Where does the SDK retry stop and where do I need Polly?

The Azure SDK retry covers transient-fault retry for the specific call made through that official client, and nothing more. It does not provide a circuit breaker, a bulkhead, retries against APIs that are not Azure services, or composition of multiple patterns into an ordered pipeline. For those you need a resilience library, which on .NET means Polly v8, usually consumed through Microsoft.Extensions.Resilience for general pipelines and Microsoft.Extensions.Http.Resilience for HttpClient calls. So the boundary is: use and tune the built-in SDK retry for calls to Azure services through their clients, and use a Polly pipeline for circuit breaking, bulkheading, and any call to your own services or third parties. Keep the two distinct so each call has exactly one resilience owner, which avoids the confusion of a retry inside a retry and the gap of a call with no breaker where it needed one.

Can resilience patterns make an outage worse?

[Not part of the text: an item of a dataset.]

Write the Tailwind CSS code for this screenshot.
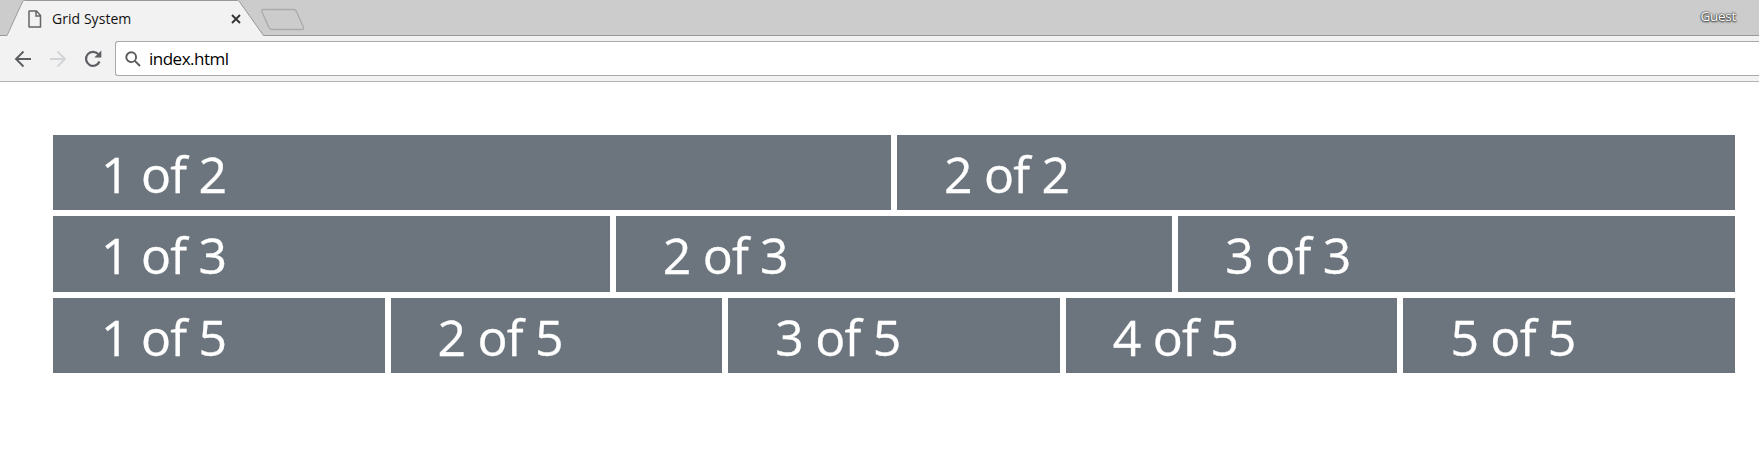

Yes, and misconfigured resilience is a common root cause of incidents rather than a guard against them. A retry without backoff or jitter amplifies load on a struggling dependency and can drive it from degraded to dead. A retry on a non-idempotent operation duplicates side effects such as double charges. A missing circuit breaker lets retries run unbounded against a dead dependency until the failure cascades upstream. A timeout set too short manufactures failures from normal latency, and one set too long fails to protect against hangs. The patterns prevent outages only when configured with the discipline they require: narrow transient predicates, exponential backoff with jitter, bounded attempt counts, a breaker outside the retry, timeouts set from measured latency, idempotency on every retried write, and validation under injected failure. Applied carelessly, the same patterns become the mechanism by which a small fault becomes a large one.